Pan-frying and deep-frying
Refined vegetable oils such as corn oil, rapeseed oil, sunflower oil and peanut oil are suitable for deep-frying between 175 and 190° Celsius. Only heat-stable oils with a smoking point of over 160°C should be used for frying. These are mainly refined oils such as peanut oil, olive oil, rapeseed oil and sunflower oil. Linseed oil is not suitable for pan-frying, deep-frying or baking.
Safflower and sunflower oil should only be used for cooking if you have chosen a special oil suitable for frying which has been produced from specially cultivated varieties of oil rich in oleic acid. The ideal temperatures are 130-140°C for pan-frying and 160-170°C for deep-frying. You should note: in general, refined oils are almost odourless and neutral in flavour. They have a longer shelf life than cold-pressed oils and are also cheaper.

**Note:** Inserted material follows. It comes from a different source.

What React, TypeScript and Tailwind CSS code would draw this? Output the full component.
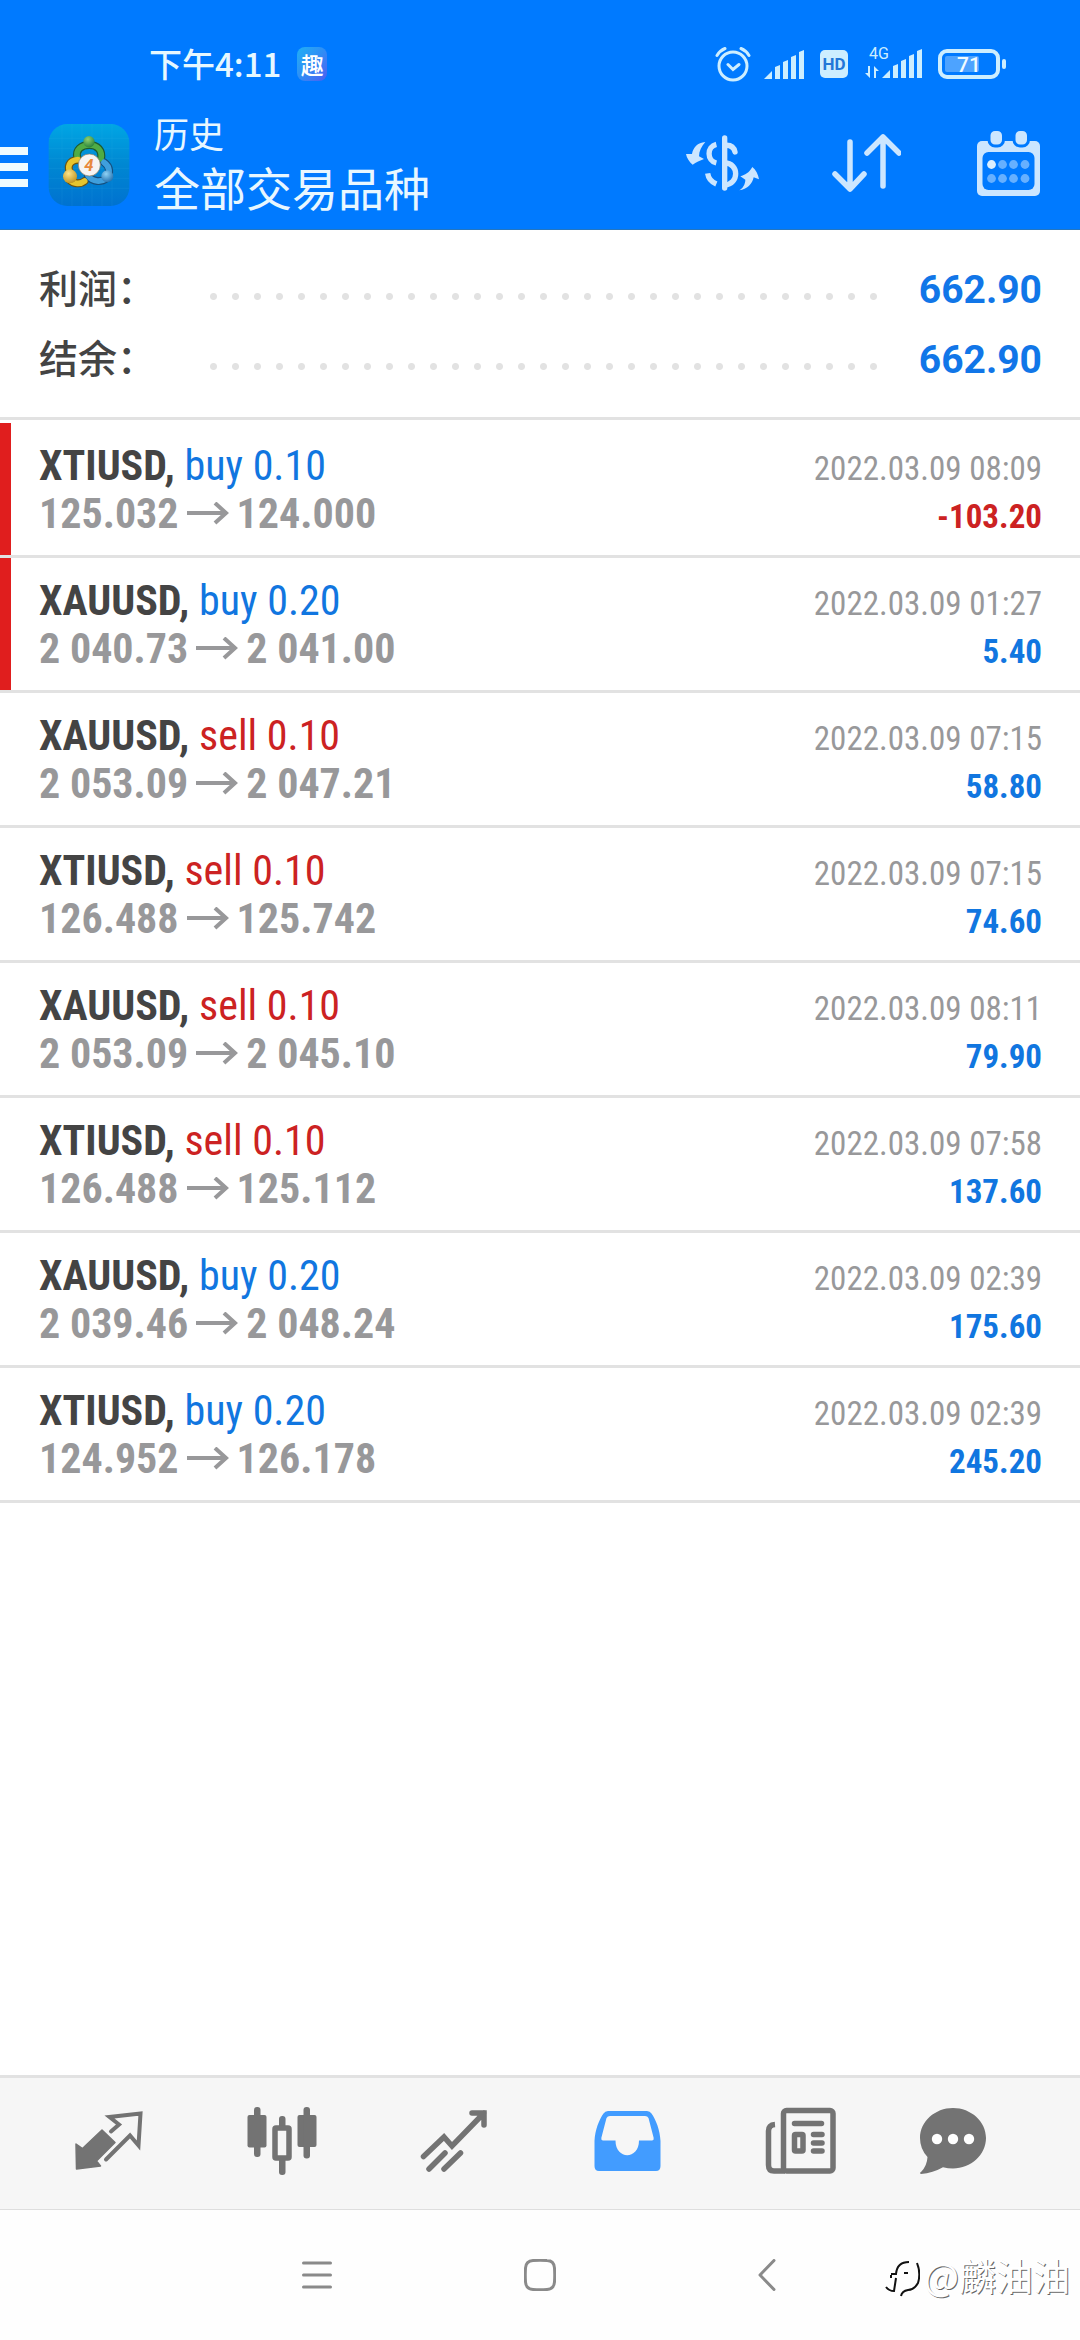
import React from "react";
import clsx from "clsx";

interface Deal {
  symbol: string;
  side: "buy" | "sell";
  volume: string;
  open: string;
  close: string;
  time: string;
  profit: string;
  marked?: boolean;
}

const deals: Deal[] = [
  { symbol: "XTIUSD", side: "buy", volume: "0.10", open: "125.032", close: "124.000", time: "2022.03.09 08:09", profit: "-103.20", marked: true },
  { symbol: "XAUUSD", side: "buy", volume: "0.20", open: "2 040.73", close: "2 041.00", time: "2022.03.09 01:27", profit: "5.40", marked: true },
  { symbol: "XAUUSD", side: "sell", volume: "0.10", open: "2 053.09", close: "2 047.21", time: "2022.03.09 07:15", profit: "58.80" },
  { symbol: "XTIUSD", side: "sell", volume: "0.10", open: "126.488", close: "125.742", time: "2022.03.09 07:15", profit: "74.60" },
  { symbol: "XAUUSD", side: "sell", volume: "0.10", open: "2 053.09", close: "2 045.10", time: "2022.03.09 08:11", profit: "79.90" },
  { symbol: "XTIUSD", side: "sell", volume: "0.10", open: "126.488", close: "125.112", time: "2022.03.09 07:58", profit: "137.60" },
  { symbol: "XAUUSD", side: "buy", volume: "0.20", open: "2 039.46", close: "2 048.24", time: "2022.03.09 02:39", profit: "175.60" },
  { symbol: "XTIUSD", side: "buy", volume: "0.20", open: "124.952", close: "126.178", time: "2022.03.09 02:39", profit: "245.20" },
];

const summary = [
  { label: "利润：", value: "662.90" },
  { label: "结余：", value: "662.90" },
];

/* ---------- Status bar ---------- */

const SignalBars = () => (
  <svg width="40" height="30" viewBox="0 0 40 30" fill="currentColor">
    <path d="M0 30l8-8v8ZM11 18l5-2v14h-5ZM19 13l5-2v19h-5ZM27 8l5-2v24h-5ZM35 3l5-2v29h-5Z" />
  </svg>
);

const StatusBar = () => (
  <div className="flex h-[110px] items-center pt-[18px] pr-[74px] pl-[149px] text-[#cdeeff]">
    <span className="pb-[2px] text-[33px] leading-10 font-medium text-[#e6f8ff]">下午4:11</span>
    <span className="ml-4 flex h-[34px] w-[30px] items-center justify-center rounded-lg bg-gradient-to-br from-[#1fb0f5] via-[#2f8df5] to-[#4a5cf0] text-[23px] leading-none font-medium text-white">
      趣
    </span>
    <div className="ml-auto flex items-center">
      <svg width="36" height="36" viewBox="0 0 36 36" fill="none" stroke="currentColor" strokeWidth="3" strokeLinecap="round">
        <circle cx="18" cy="20" r="14" />
        <path d="M13 18.500l5 5 6-5M2 9.500q3-5 8-7M34 9.500q-3-5-8-7" />
      </svg>
      <span className="ml-[13px]">
        <SignalBars />
      </span>
      <svg className="ml-4" width="28" height="28" viewBox="0 0 28 28">
        <rect width="28" height="28" rx="5" fill="#cdeeff" />
        <text x="14" y="20" textAnchor="middle" fontSize="17" fontWeight="700" fill="#2277d8" fontFamily="Roboto, sans-serif">
          HD
        </text>
      </svg>
      <svg className="ml-[17px]" width="57" height="44" viewBox="0 -6 57 44" fill="currentColor">
        <text x="4" y="11" fontSize="16" fontFamily="Roboto, sans-serif">
          4G
        </text>
        <path d="M3 18h2v12L0 25h3ZM9 30V18l5 5h-3v7Z" />
        <path d="M17 30l8-8v8ZM28 18l5-2v14h-5ZM36 13l5-2v19h-5ZM44 8l5-2v24h-5ZM52 3l5-2v29h-5Z" />
      </svg>
      <svg className="ml-4" width="68" height="30" viewBox="0 0 68 30">
        <rect x="2" y="2" width="58" height="26" rx="7" fill="none" stroke="#cdeeff" strokeWidth="4" />
        <rect x="7" y="7" width="34" height="16" rx="2" fill="#4da3ff" />
        <rect x="64" y="10" width="4" height="10" rx="2" fill="#cdeeff" />
        <text x="31" y="23" textAnchor="middle" fontSize="21" fontWeight="500" fill="#f0fbff" fontFamily="Roboto, sans-serif">
          71
        </text>
      </svg>
    </div>
  </div>
);

/* ---------- Header ---------- */

const AppLogo = () => (
  <svg width="82" height="82" viewBox="24 27 242 246">
    <defs>
      <linearGradient id="logoBg" x1="0" y1="0" x2="0" y2="1">
        <stop offset="0" stopColor="#00a6e4" />
        <stop offset="0.5" stopColor="#0087d2" />
        <stop offset="1" stopColor="#0072d0" />
      </linearGradient>
      <radialGradient id="logoGreen" cx="0.4" cy="0.3" r="0.8">
        <stop offset="0" stopColor="#8fd070" />
        <stop offset="1" stopColor="#1d7a35" />
      </radialGradient>
      <radialGradient id="logoGold" cx="0.4" cy="0.3" r="0.8">
        <stop offset="0" stopColor="#fbe48a" />
        <stop offset="1" stopColor="#b98a12" />
      </radialGradient>
      <radialGradient id="logoBlue" cx="0.4" cy="0.3" r="0.8">
        <stop offset="0" stopColor="#8fd2f5" />
        <stop offset="1" stopColor="#1766a8" />
      </radialGradient>
    </defs>
    <rect x="24" y="27" width="242" height="246" rx="56" fill="url(#logoBg)" />
    <path
      d="M64 30v240M94 27v246M124 27v246M154 27v246M184 27v246M214 27v246M24 70h242M24 100h242M24 130h242M24 160h242M24 190h242M24 220h242"
      stroke="#4cc4ee"
      strokeWidth="1"
      opacity="0.3"
    />
    <g fill="none" strokeLinecap="round">
      <path d="M110 128C104 104 122 90 146 90s40 16 35 42" stroke="#1c5a30" strokeWidth="24" />
      <path d="M92 178c-16-22-6-42 20-44M86 194c14 14 34 14 46 4" stroke="#6b5310" strokeWidth="24" />
      <path d="M190 142c20 14 18 34 8 48-16 12-42 12-56-8" stroke="#154f7e" strokeWidth="24" />
      <path d="M110 128C104 104 122 90 146 90s40 16 35 42" stroke="#4fac45" strokeWidth="17" />
      <path d="M92 178c-16-22-6-42 20-44M86 194c14 14 34 14 46 4" stroke="#e6c52e" strokeWidth="17" />
      <path d="M190 142c20 14 18 34 8 48-16 12-42 12-56-8" stroke="#3f9fdd" strokeWidth="17" />
    </g>
    <circle cx="145" cy="80" r="17" fill="url(#logoGreen)" />
    <circle cx="88" cy="184" r="21" fill="url(#logoGold)" />
    <circle cx="200" cy="184" r="18" fill="url(#logoBlue)" />
    <circle cx="146" cy="150" r="33" fill="#f6f4f2" stroke="#8a7a60" strokeWidth="2" />
    <text x="145" y="168" textAnchor="middle" fontSize="50" fontStyle="italic" fontWeight="700" fill="#e8893c" fontFamily="Roboto, sans-serif">
      4
    </text>
  </svg>
);

const CurrencyIcon = () => (
  <svg width="73" height="56" viewBox="18 31 219 168" fill="none" stroke="#cce6ff" strokeWidth="16">
    <path d="M134 40v150" strokeLinecap="round" />
    <path d="M109 59C80 66 80 108 109 115" />
    <path d="M134 62c18-2 28 6 31 20" strokeLinecap="round" />
    <path d="M134 115c44 0 44 64 0 66" />
    <path d="M83 146c2 14 12 26 26 32" />
    <g fill="#cce6ff" stroke="none">
      <path d="M76 52C52 54 40 68 36 88L18 88c2 12 10 24 20 32 10-8 22-12 34-17L57 95c0-16 8-30 19-43Z" />
      <path d="M178 197c10-6 18-18 18-32L181 155c14-5 26-10 36-28 10 8 18 22 20 37l-16-6c-4 20-20 36-43 39Z" />
    </g>
  </svg>
);

const SortIcon = () => (
  <svg width="70" height="60" viewBox="0 0 70 60" fill="none" stroke="#cce6ff" strokeWidth="5.500" strokeLinecap="round" strokeLinejoin="round">
    <path d="M19 9v47M4 41l15 15 14-15M52 53V4M36 20 52 4l16 16" />
  </svg>
);

const CalendarIcon = () => (
  <svg width="65" height="67" viewBox="0 0 65 67">
    <rect x="1" y="11" width="63" height="55" rx="5" fill="#cce6ff" />
    <rect x="6.500" y="22" width="52" height="38" rx="6" fill="#007aff" />
    {[14.5, 39.5].map((x) => (
      <rect key={x} x={x - 1.5} y="-0.500" width="14.500" height="16.500" rx="6" fill="#cce6ff" stroke="#007aff" strokeWidth="3" />
    ))}
    {[15.5, 26.5, 37.5, 49].map((x, i) => (
      <g key={x} fill="#66b0ff">
        <circle cx={x} cy="34.500" r="4.400" fill={i === 0 ? "#dceffe" : "#66b0ff"} />
        <circle cx={x} cy="48.500" r="4.400" />
      </g>
    ))}
  </svg>
);

const Header = () => (
  <header className="border-b border-[#2476c0] bg-[#007aff]">
    <StatusBar />
    <div className="flex items-center pb-[9px]">
      <button type="button" aria-label="菜单" className="flex w-7 flex-col gap-2 pt-1">
        <span className="h-2 bg-[#eefbff]" />
        <span className="h-2 bg-[#eefbff]" />
        <span className="h-2 bg-[#eefbff]" />
      </button>
      <span className="ml-5">
        <AppLogo />
      </span>
      <div className="ml-6 pb-1 text-[#e8f7ff]">
        <p className="text-[35px] leading-[46px]">历史</p>
        <h1 className="text-[46px] leading-[60px]">全部交易品种</h1>
      </div>
      <div className="ml-auto flex pb-1">
        <button type="button" aria-label="货币" className="flex w-[143px] items-center justify-center">
          <CurrencyIcon />
        </button>
        <button type="button" aria-label="排序" className="flex w-[143px] items-center justify-center">
          <SortIcon />
        </button>
        <button type="button" aria-label="日期" className="flex w-[143px] items-center justify-center">
          <CalendarIcon />
        </button>
      </div>
    </div>
  </header>
);

/* ---------- History ---------- */

const DealRow: React.FC<{ deal: Deal }> = ({ deal }) => (
  <li className="flex border-b-[3px] border-[#e2e2e2]">
    <span className={clsx("w-[11px]", deal.marked && "bg-[#e01e1e]")} />
    <div className="flex-1 pt-[19px] pr-[38px] pb-[17px] pl-7 font-['Roboto_Condensed',sans-serif] leading-[48px]">
      <div className="flex h-12 items-baseline justify-between">
        <p className="text-[42px]">
          <span className="font-bold text-[#444]">{deal.symbol}, </span>
          <span className={deal.side === "buy" ? "text-[#1176e0]" : "text-[#cc2222]"}>
            {deal.side} {deal.volume}
          </span>
        </p>
        <time className="text-[33px] text-[#98989a]">{deal.time}</time>
      </div>
      <div className="flex h-12 items-baseline justify-between font-bold">
        <p className="flex items-center gap-2 text-[42px] text-[#98989a]">
          {deal.open}
          <svg width="42" height="24" viewBox="0 0 42 24" fill="none" stroke="currentColor" strokeWidth="4">
            <path d="M0 11h39M28 1l11 10-11 10" />
          </svg>
          {deal.close}
        </p>
        <span className={clsx("text-[33px]", deal.profit.startsWith("-") ? "text-[#cc2222]" : "text-[#1176e0]")}>
          {deal.profit}
        </span>
      </div>
    </div>
  </li>
);

/* ---------- Bottom tabs ---------- */

const tabs = [
  {
    name: "行情",
    icon: (
      <svg width="68" height="60" viewBox="0 0 68 60">
        <path d="M1 33l6.500 4.500L27 19l13 12.500L21.500 50l4 5L1.500 58Z" fill="#737373" stroke="#737373" strokeWidth="1.500" strokeLinejoin="round" />
        <path d="M36 20.500l8-7L34.500 6l31-3.500-2 32L55 24.500 31 48.500" fill="none" stroke="#737373" strokeWidth="4" strokeLinecap="round" />
      </svg>
    ),
  },
  {
    name: "图表",
    icon: (
      <svg width="70" height="70" viewBox="0 0 70 70" fill="#737373">
        <rect x="0.500" y="9" width="19" height="32.500" rx="2" />
        <rect x="7" y="1" width="6.500" height="50" rx="3" />
        <rect x="50.500" y="9" width="19" height="32" rx="2" />
        <rect x="56.500" y="1" width="6.500" height="51.500" rx="3" />
        <rect x="32" y="10" width="6.500" height="59" rx="3" />
        <rect x="28" y="22" width="14" height="30" rx="1" fill="#f6f6f6" stroke="#737373" strokeWidth="5.500" />
      </svg>
    ),
  },
  {
    name: "交易",
    icon: (
      <svg width="70" height="64" viewBox="0 0 70 64" fill="none" stroke="#737373" strokeWidth="5.500" strokeLinecap="round">
        <path d="M3.500 47.500 24 28l8 9L64 4M52 4h12v12M9 60l16-16M24 60l16.500-16" />
      </svg>
    ),
  },
  {
    name: "历史",
    icon: (
      <svg width="67" height="62" viewBox="0 0 67 62">
        <path
          d="M.500 31C1 20 5 10 9.500 3.500Q11 1 14 1H53Q56 1 57.500 3.500C62 10 66 20 66.500 31V56Q66.500 61 62 61H5Q.500 61 .500 56ZM16 6Q13.500 6 12.500 8L7.300 28Q7 30.500 9 30.500H21.500C21.500 50 45 50 45 30.500H58Q60 30.500 59.700 28L54.500 8Q53.500 6 51 6Z"
          fill="#429cff"
          fillRule="evenodd"
        />
      </svg>
    ),
  },
  {
    name: "新闻",
    icon: (
      <svg width="71" height="68" viewBox="0 0 71 68" fill="none" stroke="#737373" strokeWidth="5.500" strokeLinecap="round">
        <rect x="18.500" y="3.500" width="49.500" height="60.500" rx="3" />
        <path d="M10 17.500Q3.500 18 3.500 24V58Q3.500 64 9 64H20" strokeLinecap="butt" />
        <path d="M29.500 16.500h27M48.500 27.500h8.500M48.500 36h8.500M48.500 44h8.500" />
        <rect x="29.500" y="27.500" width="8.500" height="16.500" rx="1" />
      </svg>
    ),
  },
  {
    name: "消息",
    icon: (
      <svg width="68" height="68" viewBox="0 0 68 68">
        <path d="M34 1C52 1 67 14.500 67 31S52 61.500 34 61.500Q29 61.500 24 60.300 14 66 2 67 0 66 2 65 8 59 8.500 50 1 42 1 31C1 14.500 16 1 34 1Z" fill="#737373" />
        <circle cx="18" cy="32" r="5.200" fill="#fff" />
        <circle cx="34" cy="32" r="5.200" fill="#fff" />
        <circle cx="50" cy="32" r="5.200" fill="#fff" />
      </svg>
    ),
  },
];

const SystemNav = () => (
  <div className="grid h-[130px] grid-cols-[204fr_226fr_220fr_234fr_196fr] items-center bg-[#fefefe] text-[#8a8a8a]">
    <span />
    <button type="button" aria-label="最近任务" className="flex justify-center">
      <svg width="30" height="30" viewBox="0 0 30 30" stroke="currentColor" strokeWidth="3" strokeLinecap="round">
        <path d="M1.500 3h27M1.500 15h27M1.500 27h27" />
      </svg>
    </button>
    <button type="button" aria-label="主页" className="flex justify-center">
      <svg width="32" height="32" viewBox="0 0 32 32" fill="none" stroke="currentColor" strokeWidth="3">
        <path d="M9 1.500Q16 1 23 1.500 30 1.500 30.500 9 31 16 30.500 23 30 30 23 30.500 16 31 9 30.500 2 30 1.500 23 1 16 1.500 9 2 2 9 1.500Z" />
      </svg>
    </button>
    <button type="button" aria-label="返回" className="flex justify-center">
      <svg width="18" height="32" viewBox="0 0 18 32" fill="none" stroke="currentColor" strokeWidth="3" strokeLinecap="round" strokeLinejoin="round">
        <path d="M16 1.500 2 16l14 14.500" />
      </svg>
    </button>
    <p className="flex items-center text-[37px] leading-none whitespace-nowrap text-white [text-shadow:1px_1px_0_#666]">
      <svg className="mt-2 mr-1" width="36" height="38" viewBox="0 0 36 38" fill="none" stroke="#111" strokeWidth="2">
        <path d="M7 14h5q1-12 13-12M20 13h4M33 3q4 10 1 20-4 7-10 7-6 1-7 6M7 15v3M12 18l-2 13q-5 0-8-4" />
      </svg>
      @麟油油
    </p>
  </div>
);

const App: React.FC = () => {
  return (
    <div className="flex min-h-screen flex-col bg-white font-['Noto_Sans_CJK_SC',sans-serif]">
      <Header />

      <main className="flex-1">
        <dl className="border-b-[3px] border-[#e2e2e2] pt-6 pr-[38px] pb-[23px] pl-[39px]">
          {summary.map((item) => (
            <div key={item.label} className="flex h-[70px] items-baseline">
              <dt className="w-[171px] text-[39px] leading-[64px] font-medium text-[#444]">{item.label}</dt>
              <span className="mt-[15px] h-[7px] flex-1 self-center bg-[radial-gradient(circle_at_3.5px_3.5px,#e2e2e2_3px,transparent_4px)] bg-[length:22px_7px] bg-repeat-x" />
              <dd className="w-[165px] text-right font-['Roboto',sans-serif] text-[39px] leading-[64px] font-bold text-[#1176e8]">
                {item.value}
              </dd>
            </div>
          ))}
        </dl>

        <ul className="pt-[3px]">
          {deals.map((deal, i) => (
            <DealRow key={i} deal={deal} />
          ))}
        </ul>
      </main>

      <nav className="grid h-[135px] grid-cols-[173fr_173fr_173fr_173fr_173fr_132fr] items-center border-t-[3px] border-b border-t-[#e2e2e2] border-b-[#dedede] bg-[#f6f6f6] pr-[61px] pb-[5px] pl-[22px]">
        {tabs.map((tab) => (
          <button key={tab.name} type="button" aria-label={tab.name} className="flex justify-center">
            {tab.icon}
          </button>
        ))}
      </nav>
      <SystemNav />
    </div>
  );
};

export default App;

For deep-frying French fries, sunflower oil, peanut oil and sesame oil are ideal, as they have a neutral flavour and can be heated to 210 degrees. Coconut oil can also be used for deep-frying, but coconut oil, palm oil and palm kernel oil contain large amounts of saturated fatty acids, which have a particularly negative effect on our blood lipids.
Argan oil, the most expensive oil in the world
The most expensive oil in the world is argan oil. It is obtained from the seeds of the argan tree’s ripe fruit. The oil is expensive because the entire production, from picking to pressing the fruit, is done by hand. Argan oil is only found in Morocco, and is considered the country’s liquid gold.
Argan oil is used in gastronomy as well as in cosmetics and hair care. The oil has a very high proportion of natural antioxidants that protect against free radicals.
You should also note: all oils should be stored in a cool, dark place, and you should never pour fats or oils down the drain or flush them down the toilet. Fat is not soluble in water, so it remains in the drainage pipes and can cause blockages.
So, let’s head to the kitchen and make a nice, tasty salad.